── SUPPLIED DATA
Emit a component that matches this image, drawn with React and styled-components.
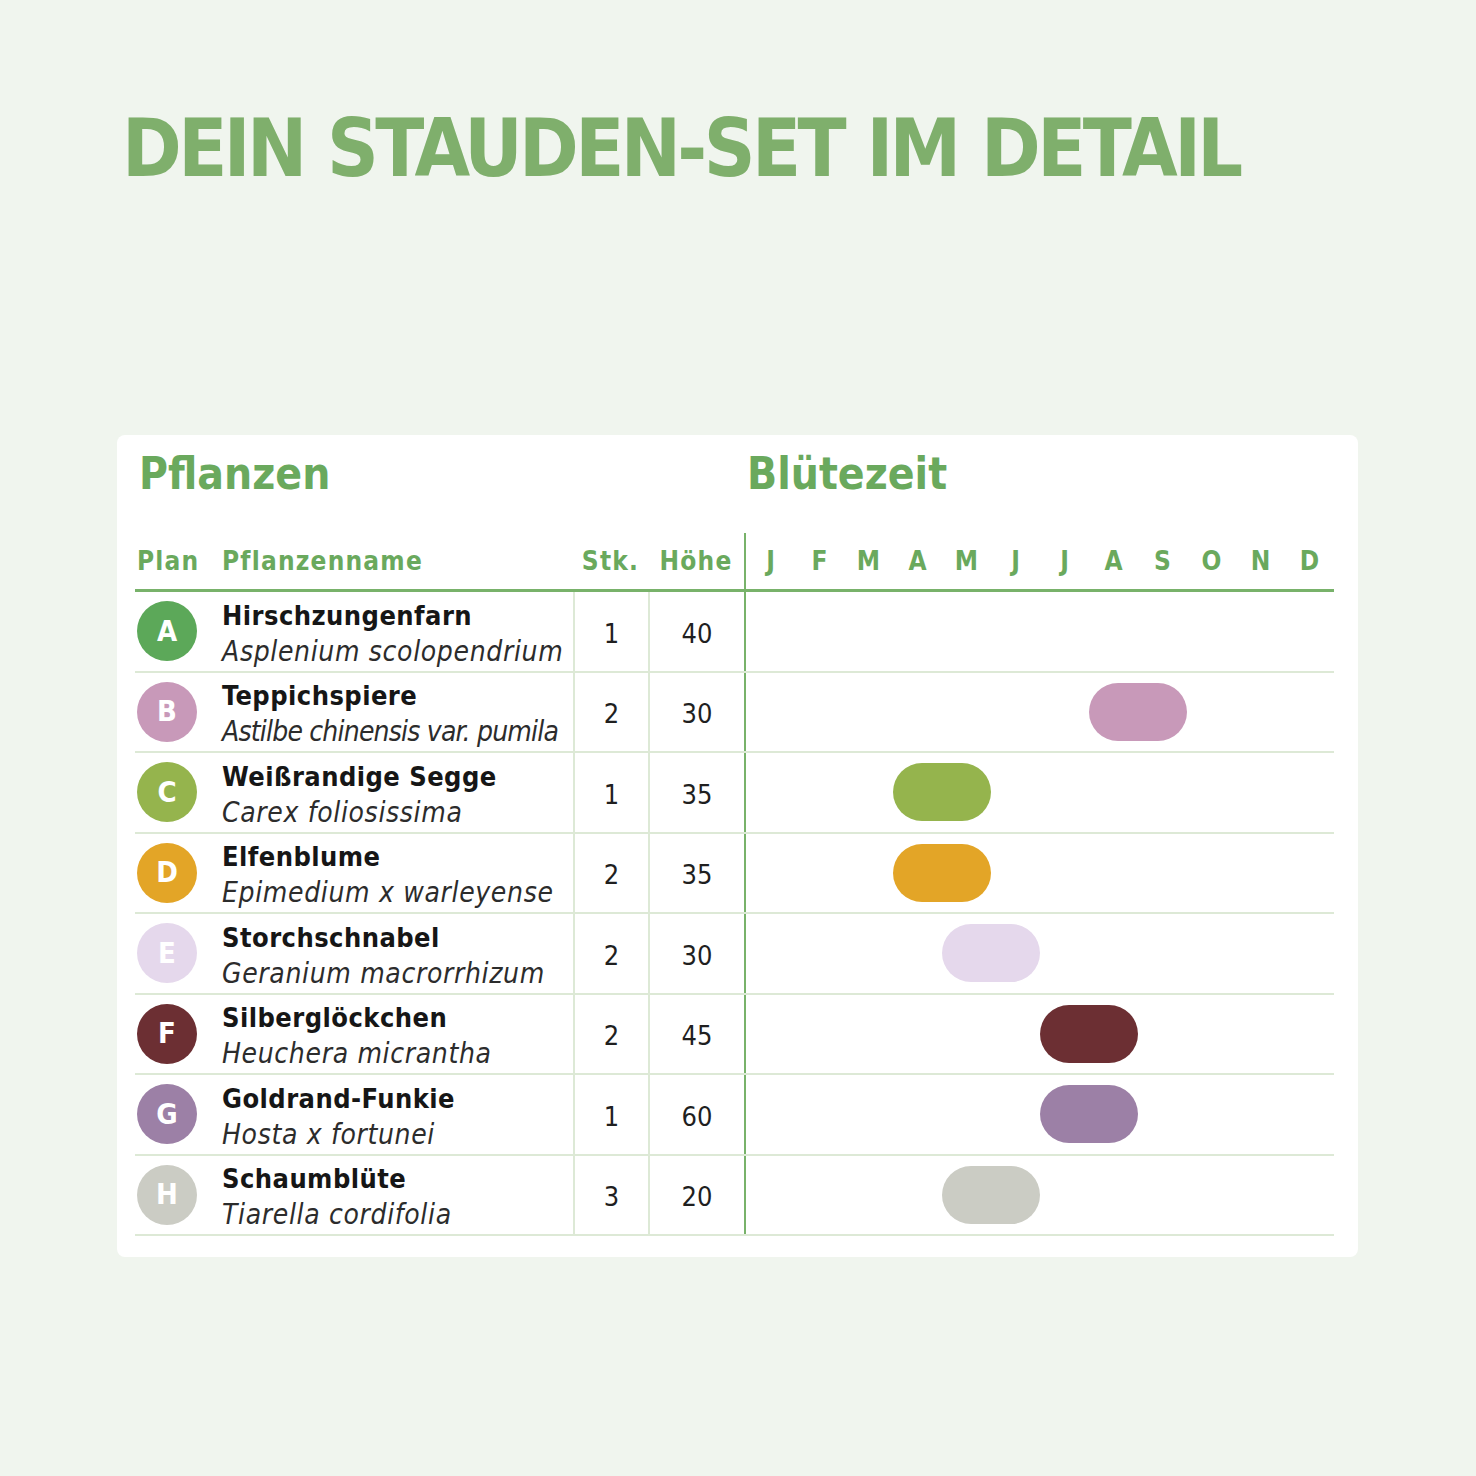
import React from 'react';
import styled, { createGlobalStyle } from 'styled-components';

const GlobalStyle = createGlobalStyle`
  html, body {
    margin: 0;
    padding: 0;
    background: #f0f5ee;
  }
  * {
    box-sizing: border-box;
  }
`;

const MONTHS = ['J', 'F', 'M', 'A', 'M', 'J', 'J', 'A', 'S', 'O', 'N', 'D'];

const PLANTS = [
  { key: 'A', name: 'Hirschzungenfarn', latin: 'Asplenium scolopendrium', qty: 1, height: 40, color: '#5ca859', start: null, span: 0 },
  { key: 'B', name: 'Teppichspiere', latin: 'Astilbe chinensis var. pumila', qty: 2, height: 30, color: '#c899b9', start: 8, span: 2, tight: true },
  { key: 'C', name: 'Weißrandige Segge', latin: 'Carex foliosissima', qty: 1, height: 35, color: '#95b44d', start: 4, span: 2 },
  { key: 'D', name: 'Elfenblume', latin: 'Epimedium x warleyense', qty: 2, height: 35, color: '#e3a527', start: 4, span: 2 },
  { key: 'E', name: 'Storchschnabel', latin: 'Geranium macrorrhizum', qty: 2, height: 30, color: '#e5d8ec', start: 5, span: 2 },
  { key: 'F', name: 'Silberglöckchen', latin: 'Heuchera micrantha', qty: 2, height: 45, color: '#6c2f33', start: 7, span: 2 },
  { key: 'G', name: 'Goldrand-Funkie', latin: 'Hosta x fortunei', qty: 1, height: 60, color: '#9c80a6', start: 7, span: 2 },
  { key: 'H', name: 'Schaumblüte', latin: 'Tiarella cordifolia', qty: 3, height: 20, color: '#cbccc4', start: 5, span: 2 },
];

const COLS = '87px 351px 75px 96px 590px';

const Page = styled.div`
  padding: 109px 0 0 0;
  min-height: 1476px;
  font-family: "DejaVu Sans Condensed", "DejaVu Sans", sans-serif;
`;

const Title = styled.h1`
  margin: 0 0 246px 122px;
  font-weight: 700;
  font-size: 80px;
  line-height: 1;
  letter-spacing: -3.6px;
  word-spacing: 2px;
  color: #7faf6c;
  white-space: nowrap;
`;

const Card = styled.div`
  margin-left: 117px;
  width: 1241px;
  height: 822px;
  background: #ffffff;
  border-radius: 8px;
  padding: 17px 24px 0 18px;
`;

const SectionRow = styled.div`
  display: grid;
  grid-template-columns: 609px 590px;
  margin-bottom: 37px;
`;

const SectionTitle = styled.h2`
  margin: 0;
  padding-left: ${p => p.$inset}px;
  font-weight: 700;
  font-size: 44px;
  line-height: 1;
  letter-spacing: 0;
  color: #6aa95d;
`;

const HeaderRow = styled.div`
  display: grid;
  grid-template-columns: ${COLS};
  height: 59px;
  border-bottom: 3px solid #78b26a;
`;

const HeadCell = styled.div`
  display: flex;
  align-items: flex-end;
  justify-content: ${p => (p.$center ? 'center' : 'flex-start')};
  padding: 0 0 15px ${p => p.$pad || 0}px;
  font-weight: 700;
  font-size: 26px;
  line-height: 1;
  letter-spacing: 1.2px;
  color: #6aa95d;
`;

const MonthHead = styled.div`
  display: grid;
  grid-template-columns: repeat(12, 49px);
  border-left: 2px solid #78b26a;
  padding-bottom: 15px;
  align-items: end;
`;

const MonthLetter = styled.span`
  text-align: center;
  font-weight: 700;
  font-size: 26px;
  line-height: 1;
  color: #6aa95d;
`;

const Row = styled.div`
  display: grid;
  grid-template-columns: ${COLS};
  height: 80.5px;
  border-bottom: 2px solid #dde9d6;
`;

const PlanCell = styled.div`
  display: flex;
  align-items: center;
  padding-left: 2px;
`;

const Badge = styled.div`
  width: 60px;
  height: 60px;
  border-radius: 50%;
  background: ${p => p.$color};
  color: #ffffff;
  display: flex;
  align-items: center;
  justify-content: center;
  font-weight: 700;
  font-size: 29px;
  line-height: 1;
`;

const NameCell = styled.div`
  display: flex;
  flex-direction: column;
  justify-content: center;
  padding-top: 5px;
  white-space: nowrap;
`;

const Name = styled.span`
  font-weight: 700;
  font-size: 27px;
  line-height: 32px;
  letter-spacing: 0.45px;
  color: #161616;
`;

const Latin = styled.span`
  margin-top: 4px;
  font-style: italic;
  font-size: 28px;
  line-height: 32px;
  letter-spacing: ${p => (p.$tight ? '-0.8px' : '0.65px')};
  color: #2c2c2c;
`;

const NumCell = styled.div`
  display: flex;
  align-items: center;
  justify-content: center;
  padding-top: 4px;
  border-left: 2px solid #dde9d6;
  font-size: 27px;
  color: #1f1f1f;
`;

const Timeline = styled.div`
  display: grid;
  grid-template-columns: repeat(12, 49px);
  align-items: center;
  border-left: 2px solid #78b26a;
`;

const Bar = styled.div`
  height: 58px;
  border-radius: 29px;
  background: ${p => p.$color};
`;

function PlantRow({ plant }) {
  return (
    <Row>
      <PlanCell>
        <Badge $color={plant.color}>{plant.key}</Badge>
      </PlanCell>
      <NameCell>
        <Name>{plant.name}</Name>
        <Latin $tight={plant.tight}>{plant.latin}</Latin>
      </NameCell>
      <NumCell>{plant.qty}</NumCell>
      <NumCell>{plant.height}</NumCell>
      <Timeline>
        {plant.start && (
          <Bar
            $color={plant.color}
            style={{ gridColumn: `${plant.start} / span ${plant.span}` }}
          />
        )}
      </Timeline>
    </Row>
  );
}

export default function App() {
  return (
    <Page>
      <GlobalStyle />
      <Title>DEIN STAUDEN-SET IM DETAIL</Title>
      <Card>
        <SectionRow>
          <SectionTitle $inset={4}>Pflanzen</SectionTitle>
          <SectionTitle $inset={3}>Blütezeit</SectionTitle>
        </SectionRow>
        <HeaderRow>
          <HeadCell $pad={2}>Plan</HeadCell>
          <HeadCell>Pflanzenname</HeadCell>
          <HeadCell $center>Stk.</HeadCell>
          <HeadCell $center>Höhe</HeadCell>
          <MonthHead>
            {MONTHS.map((m, i) => (
              <MonthLetter key={i}>{m}</MonthLetter>
            ))}
          </MonthHead>
        </HeaderRow>
        {PLANTS.map(p => (
          <PlantRow key={p.key} plant={p} />
        ))}
      </Card>
    </Page>
  );
}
────
◆ TO DO
Repeat the listing in full and exactly. Leave any pictures out.

◆ ANSWER IN FULL
Emit a component that matches this image, drawn with React and styled-components.
import React from 'react';
import styled, { createGlobalStyle } from 'styled-components';

const GlobalStyle = createGlobalStyle`
  html, body {
    margin: 0;
    padding: 0;
    background: #f0f5ee;
  }
  * {
    box-sizing: border-box;
  }
`;

const MONTHS = ['J', 'F', 'M', 'A', 'M', 'J', 'J', 'A', 'S', 'O', 'N', 'D'];

const PLANTS = [
  { key: 'A', name: 'Hirschzungenfarn', latin: 'Asplenium scolopendrium', qty: 1, height: 40, color: '#5ca859', start: null, span: 0 },
  { key: 'B', name: 'Teppichspiere', latin: 'Astilbe chinensis var. pumila', qty: 2, height: 30, color: '#c899b9', start: 8, span: 2, tight: true },
  { key: 'C', name: 'Weißrandige Segge', latin: 'Carex foliosissima', qty: 1, height: 35, color: '#95b44d', start: 4, span: 2 },
  { key: 'D', name: 'Elfenblume', latin: 'Epimedium x warleyense', qty: 2, height: 35, color: '#e3a527', start: 4, span: 2 },
  { key: 'E', name: 'Storchschnabel', latin: 'Geranium macrorrhizum', qty: 2, height: 30, color: '#e5d8ec', start: 5, span: 2 },
  { key: 'F', name: 'Silberglöckchen', latin: 'Heuchera micrantha', qty: 2, height: 45, color: '#6c2f33', start: 7, span: 2 },
  { key: 'G', name: 'Goldrand-Funkie', latin: 'Hosta x fortunei', qty: 1, height: 60, color: '#9c80a6', start: 7, span: 2 },
  { key: 'H', name: 'Schaumblüte', latin: 'Tiarella cordifolia', qty: 3, height: 20, color: '#cbccc4', start: 5, span: 2 },
];

const COLS = '87px 351px 75px 96px 590px';

const Page = styled.div`
  padding: 109px 0 0 0;
  min-height: 1476px;
  font-family: "DejaVu Sans Condensed", "DejaVu Sans", sans-serif;
`;

const Title = styled.h1`
  margin: 0 0 246px 122px;
  font-weight: 700;
  font-size: 80px;
  line-height: 1;
  letter-spacing: -3.6px;
  word-spacing: 2px;
  color: #7faf6c;
  white-space: nowrap;
`;

const Card = styled.div`
  margin-left: 117px;
  width: 1241px;
  height: 822px;
  background: #ffffff;
  border-radius: 8px;
  padding: 17px 24px 0 18px;
`;

const SectionRow = styled.div`
  display: grid;
  grid-template-columns: 609px 590px;
  margin-bottom: 37px;
`;

const SectionTitle = styled.h2`
  margin: 0;
  padding-left: ${p => p.$inset}px;
  font-weight: 700;
  font-size: 44px;
  line-height: 1;
  letter-spacing: 0;
  color: #6aa95d;
`;

const HeaderRow = styled.div`
  display: grid;
  grid-template-columns: ${COLS};
  height: 59px;
  border-bottom: 3px solid #78b26a;
`;

const HeadCell = styled.div`
  display: flex;
  align-items: flex-end;
  justify-content: ${p => (p.$center ? 'center' : 'flex-start')};
  padding: 0 0 15px ${p => p.$pad || 0}px;
  font-weight: 700;
  font-size: 26px;
  line-height: 1;
  letter-spacing: 1.2px;
  color: #6aa95d;
`;

const MonthHead = styled.div`
  display: grid;
  grid-template-columns: repeat(12, 49px);
  border-left: 2px solid #78b26a;
  padding-bottom: 15px;
  align-items: end;
`;

const MonthLetter = styled.span`
  text-align: center;
  font-weight: 700;
  font-size: 26px;
  line-height: 1;
  color: #6aa95d;
`;

const Row = styled.div`
  display: grid;
  grid-template-columns: ${COLS};
  height: 80.5px;
  border-bottom: 2px solid #dde9d6;
`;

const PlanCell = styled.div`
  display: flex;
  align-items: center;
  padding-left: 2px;
`;

const Badge = styled.div`
  width: 60px;
  height: 60px;
  border-radius: 50%;
  background: ${p => p.$color};
  color: #ffffff;
  display: flex;
  align-items: center;
  justify-content: center;
  font-weight: 700;
  font-size: 29px;
  line-height: 1;
`;

const NameCell = styled.div`
  display: flex;
  flex-direction: column;
  justify-content: center;
  padding-top: 5px;
  white-space: nowrap;
`;

const Name = styled.span`
  font-weight: 700;
  font-size: 27px;
  line-height: 32px;
  letter-spacing: 0.45px;
  color: #161616;
`;

const Latin = styled.span`
  margin-top: 4px;
  font-style: italic;
  font-size: 28px;
  line-height: 32px;
  letter-spacing: ${p => (p.$tight ? '-0.8px' : '0.65px')};
  color: #2c2c2c;
`;

const NumCell = styled.div`
  display: flex;
  align-items: center;
  justify-content: center;
  padding-top: 4px;
  border-left: 2px solid #dde9d6;
  font-size: 27px;
  color: #1f1f1f;
`;

const Timeline = styled.div`
  display: grid;
  grid-template-columns: repeat(12, 49px);
  align-items: center;
  border-left: 2px solid #78b26a;
`;

const Bar = styled.div`
  height: 58px;
  border-radius: 29px;
  background: ${p => p.$color};
`;

function PlantRow({ plant }) {
  return (
    <Row>
      <PlanCell>
        <Badge $color={plant.color}>{plant.key}</Badge>
      </PlanCell>
      <NameCell>
        <Name>{plant.name}</Name>
        <Latin $tight={plant.tight}>{plant.latin}</Latin>
      </NameCell>
      <NumCell>{plant.qty}</NumCell>
      <NumCell>{plant.height}</NumCell>
      <Timeline>
        {plant.start && (
          <Bar
            $color={plant.color}
            style={{ gridColumn: `${plant.start} / span ${plant.span}` }}
          />
        )}
      </Timeline>
    </Row>
  );
}

export default function App() {
  return (
    <Page>
      <GlobalStyle />
      <Title>DEIN STAUDEN-SET IM DETAIL</Title>
      <Card>
        <SectionRow>
          <SectionTitle $inset={4}>Pflanzen</SectionTitle>
          <SectionTitle $inset={3}>Blütezeit</SectionTitle>
        </SectionRow>
        <HeaderRow>
          <HeadCell $pad={2}>Plan</HeadCell>
          <HeadCell>Pflanzenname</HeadCell>
          <HeadCell $center>Stk.</HeadCell>
          <HeadCell $center>Höhe</HeadCell>
          <MonthHead>
            {MONTHS.map((m, i) => (
              <MonthLetter key={i}>{m}</MonthLetter>
            ))}
          </MonthHead>
        </HeaderRow>
        {PLANTS.map(p => (
          <PlantRow key={p.key} plant={p} />
        ))}
      </Card>
    </Page>
  );
}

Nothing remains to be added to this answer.